- Interactive map of Quảng Hà
- Coordinates: 21°27′05″N 107°45′32″E﻿ / ﻿21.451313458584647°N 107.75894427193684°E
- Country: Vietnam
- City: Quảng Ninh
- Region: Red River Delta
- Established: 16 June 2025
- Seat: 317 Lý Thường Kiệt

Area
- • Total: 134.37 km^{2} (51.88 sq mi)

Population (2025)
- • Total: 40,988
- • Density: 305/km^{2} (790/sq mi)

= Quảng Hà =

Quảng Hà is a commune of Quảng Ninh, Vietnam.

==History==

The area of present-day Quảng Hà Commune formerly belonged to Hải Hà District, former Quảng Ninh Province.

On 4 June 1969, Hà Cối District was merged with Đầm Hà District to form Quảng Hà District, with the aforementioned communes and township becoming part of Quảng Hà District.

On 16 January 1979, the Council of Government issued Decision No. 17-CP. Accordingly:

- Hà Cối Township was renamed Quảng Hà Township.
- Đại Điền Nam Commune was renamed Quảng Điền Commune.
- Hà Cối Nam Commune was renamed Quảng Trung Commune.

On 29 August 2001, Quảng Hà District was divided into two districts, Hải Hà (the former Hà Cối District) and Đầm Hà District, with Quảng Hà Township and the communes of Phú Hải, Quảng Điền, and Quảng Trung becoming part of Hải Hà District.

By 2018:

- Quảng Hà Township had an area of 1.44 km² and a population of 7,117, with a population density of 4,942 people/km², and consisted of 12 neighborhoods: Chu Văn An, Hoàng Hoa Thám, Lê Quý Đôn, Lý Thường Kiệt, My Sơn, Ngô Quyền, Nguyễn Du, Phan Đình Phùng, Trần Bình Trọng, Trần Khánh Dư, Trần Quốc Toản, and Yết Kiêu.
- Phú Hải Commune had an area of 8.91 km² and a population of 2,479, with a population density of 278 people/km², and consisted of three villages: Bắc, Trung, and Nam.
- Quảng Trung Commune had an area of 1.99 km² and a population of 1,395, with a population density of 701 people/km², and consisted of two villages: 1 and 2.
- Quảng Điền Commune had an area of 13.68 km² and a population of 3,824, with a population density of 280 people/km², and consisted of six villages: 1, 2, 3, 4, 5, and 6.

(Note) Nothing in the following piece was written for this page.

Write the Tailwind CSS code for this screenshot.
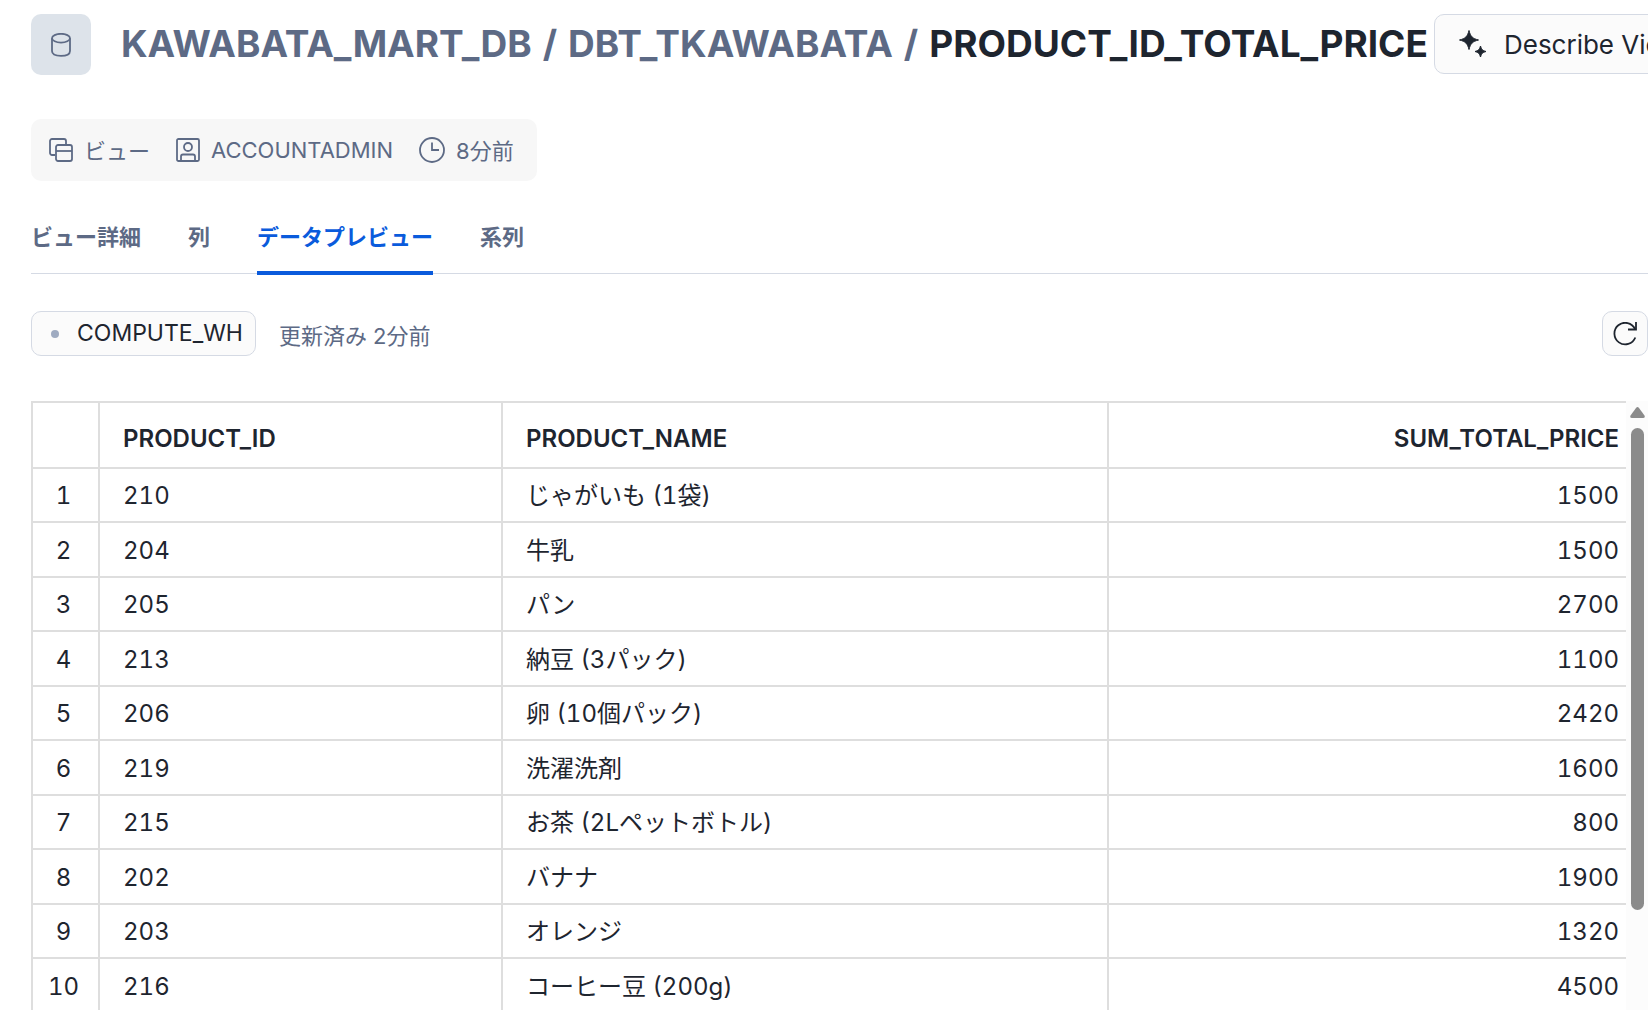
<!DOCTYPE html>
<html lang="ja">
<head>
    <meta charset="UTF-8">
    <meta name="viewport" content="width=device-width, initial-scale=1.0">
    <title>PRODUCT_ID_TOTAL_PRICE</title>
    <script src="https://cdn.jsdelivr.net/npm/@tailwindcss/browser@4"></script>
</head>
<body class="h-screen overflow-hidden flex flex-col bg-white pl-[31px] pt-[14px] font-['Inter','Noto_Sans_CJK_JP',sans-serif] text-[#1e252f]">
    <header class="flex items-start">
        <div class="w-[60px] h-[61px] shrink-0 rounded-[10px] bg-[#dde3ea] flex items-center justify-center">
            <svg class="w-6 h-6" viewBox="0 0 24 24" fill="none" stroke="#5d6a85" stroke-width="1.8">
                <ellipse cx="12" cy="5.2" rx="9" ry="4.4" />
                <path d="M3 5.2v12.800c0 3.200 3 4.800 9 4.800s9-1.600 9-4.800V5.200" />
            </svg>
        </div>
        <h1 class="ml-[30px] mr-[6px] pt-[6px] flex gap-[11px] text-[37px] leading-[48px] font-bold whitespace-nowrap text-[#5d6a85]">
            <a href="#">KAWABATA_MART_DB</a>
            <span>/</span>
            <a href="#">DBT_TKAWABATA</a>
            <span>/</span>
            <span class="text-[#1e252f]">PRODUCT_ID_TOTAL_PRICE</span>
        </h1>
        <button class="h-[60px] shrink-0 flex items-center gap-[17px] pl-6 pr-6 border border-[#d5dae4] rounded-[10px] bg-[#fbfbfb] text-[26px] whitespace-nowrap">
            <svg class="w-7 h-7" viewBox="0 0 28 28" fill="#1e252f">
                <path d="M10 0.500C11.500 6.500 13.500 8.500 19.500 10C13.500 11.500 11.500 13.500 10 19.500C8.500 13.500 6.500 11.500 0.500 10C6.500 8.500 8.500 6.500 10 0.500Z" stroke="#1e252f" />
                <path d="M21.500 16C22.300 19.400 23.600 20.700 27 21.500C23.600 22.300 22.300 23.600 21.500 27C20.700 23.600 19.400 22.300 16 21.500C19.400 20.700 20.700 19.400 21.500 16Z" stroke="#1e252f" />
            </svg>
            Describe View
        </button>
    </header>

    <div class="mt-11 h-[62px] shrink-0 self-start flex items-center gap-[26px] pl-[18px] pr-[23px] rounded-[10px] bg-[#f7f7f7] text-[22px] text-[#5d6a85]">
        <div class="flex items-center gap-[11px]">
            <svg class="w-6 h-6" viewBox="0 0 24 24" fill="none" stroke="#5d6a85" stroke-width="1.8">
                <path d="M6 17H3a2 2 0 0 1-2-2V3a2 2 0 0 1 2-2h12a2 2 0 0 1 2 2v3" />
                <rect x="7" y="7" width="16" height="16" rx="2" />
                <path d="M7 13h16" />
            </svg>
            <span class="pt-[3px]">ビュー</span>
        </div>
        <div class="flex items-center gap-[11px]">
            <svg class="w-6 h-6" viewBox="0 0 24 24" fill="none" stroke="#5d6a85" stroke-width="1.8">
                <rect x="1" y="1" width="22" height="22" rx="1.5" />
                <circle cx="12" cy="9" r="4" />
                <path d="M5 23v-4.500a2 2 0 0 1 2-2h10a2 2 0 0 1 2 2V23" />
            </svg>
            ACCOUNTADMIN
        </div>
        <div class="flex items-center gap-[11px]">
            <svg class="w-[26px] h-[26px]" viewBox="0 0 26 26" fill="none" stroke="#5d6a85" stroke-width="1.8">
                <circle cx="13" cy="13" r="12" />
                <path d="M13 5.500V13h7" />
            </svg>
            <span class="pt-[3px]">8分前</span>
        </div>
    </div>

    <nav class="mt-[33px] h-[60px] shrink-0 flex gap-[47px] border-b border-[#d5dae4] text-[22px] font-bold text-[#5d6a85]">
        <a href="#" class="h-[61px] pt-[7px]">ビュー詳細</a>
        <a href="#" class="h-[61px] pt-[7px]">列</a>
        <a href="#" class="h-[61px] pt-[7px] border-b-4 border-[#0a5bdc] text-[#0a5bdc]">データプレビュー</a>
        <a href="#" class="h-[61px] pt-[7px]">系列</a>
    </nav>

    <div class="mt-[37px] h-[45px] shrink-0 flex items-center">
        <button class="h-[45px] flex items-center gap-[18px] pl-[19px] pr-3 border border-[#d5dae4] rounded-[10px] bg-[#fbfbfb] text-[23px]">
            <span class="size-2 rounded-full bg-[#9fabc1]"></span>
            COMPUTE_WH
        </button>
        <span class="ml-[23px] pt-[6px] text-[22px] text-[#5d6a85]">更新済み 2分前</span>
        <button aria-label="更新" class="ml-auto w-[46px] h-[45px] flex items-center justify-center border border-[#d5dae4] rounded-[10px] bg-[#fbfbfb]">
            <svg class="w-6 h-6" viewBox="0 0 24 24" fill="none" stroke="#1e252f" stroke-width="1.8">
                <path d="M22.300 15.500A10.800 10.800 0 1 1 22 7" />
                <path d="M23 0v7.500h-8" />
            </svg>
        </button>
    </div>

    <div class="mt-[45px] flex-1 min-h-0 flex">
        <div class="flex-1 overflow-hidden">
            <table class="w-full table-fixed border-collapse border-l-2 border-t-2 border-[#dedede] text-[24px] leading-[32px] tabular-nums">
                <thead>
                    <tr class="h-[66px] border-b-2 border-[#dedede] text-left">
                        <th class="w-[67px] border-r-2 border-[#dedede]"></th>
                        <th class="w-[403px] border-r-2 border-[#dedede] pl-[23px] pt-[7px] font-semibold">PRODUCT_ID</th>
                        <th class="w-[606px] border-r-2 border-[#dedede] pl-[23px] pt-[7px] font-semibold">PRODUCT_NAME</th>
                        <th class="pr-[7px] pt-[7px] font-semibold text-right">SUM_TOTAL_PRICE</th>
                    </tr>
                </thead>
                <tbody id="rows"></tbody>
            </table>
        </div>
        <!-- scrollbar -->
        <div class="w-[22px] flex flex-col items-center bg-[#fcfcfc]">
            <svg class="mt-[6px] w-[15px] h-[11px] shrink-0" viewBox="0 0 15 11" fill="#8b8b8b">
                <path d="M6 1Q7.500-0.800 9 1L14.500 8.500Q15.500 11 13 11H2Q-0.500 11 0.500 8.500Z" />
            </svg>
            <div class="mt-[10px] w-[13px] h-[482px] rounded-full bg-[#8b8b8b]"></div>
        </div>
    </div>

    <script>
        const data = [
            [210, 'じゃがいも (1袋)', 1500],
            [204, '牛乳', 1500],
            [205, 'パン', 2700],
            [213, '納豆 (3パック)', 1100],
            [206, '卵 (10個パック)', 2420],
            [219, '洗濯洗剤', 1600],
            [215, 'お茶 (2Lペットボトル)', 800],
            [202, 'バナナ', 1900],
            [203, 'オレンジ', 1320],
            [216, 'コーヒー豆 (200g)', 4500],
        ];

        document.getElementById('rows').innerHTML = data.map(([id, name, total], i) => `
            <tr class="h-[54px] even:h-[55px] border-b-2 border-[#dedede]">
                <td class="border-r-2 border-[#dedede] pr-1 pt-[2px] text-center">${i + 1}</td>
                <td class="border-r-2 border-[#dedede] pl-[23px] pt-[2px]">${id}</td>
                <td class="border-r-2 border-[#dedede] pl-[23px] pt-[2px]">${name}</td>
                <td class="pr-[7px] pt-[2px] text-right">${total}</td>
            </tr>
        `).join('');
    </script>
</body>
</html>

On 17 December 2019, the Standing Committee of the National Assembly of Vietnam issued Resolution No. 837/NQ-UBTVQH14 on the reorganization of district-level and commune-level administrative units in Quảng Ninh Province. The resolution took effect on 1 January 2020. Accordingly, the entire area and population of the three communes of Phú Hải, Quảng Trung, and Quảng Điền were merged into Quảng Hà Township.

On 16 June 2025:

- The National Assembly adopted Resolution No. 203/2025/QH15 amending and supplementing several articles of the Constitution of the Socialist Republic of Vietnam. The resolution took effect on 16 June 2025. Under the resolution, district-level administrative units throughout Vietnam ceased to operate from 1 July 2025.
- The Standing Committee of the National Assembly of Vietnam adopted Resolution No. 1679/NQ-UBTVQH15 on the reorganization of commune-level administrative units in Quảng Ninh Province in 2025. The resolution took effect on 16 June 2025. Accordingly, the entire natural area and population of Quảng Hà Township, the communes of Quảng Minh, Quảng Chính, and Quảng Phong, and part of Quảng Long Commune were merged to form a new commune named Quảng Hà.

On 24 August 2026, the National Assembly adopted Resolution No. 36/2026/QH16 establishing Quảng Ninh City on the basis of the entire natural area and population of Quảng Ninh Province. The resolution took effect on 1 September 2026. Since then, Quảng Hà Commune has been part of Quảng Ninh City.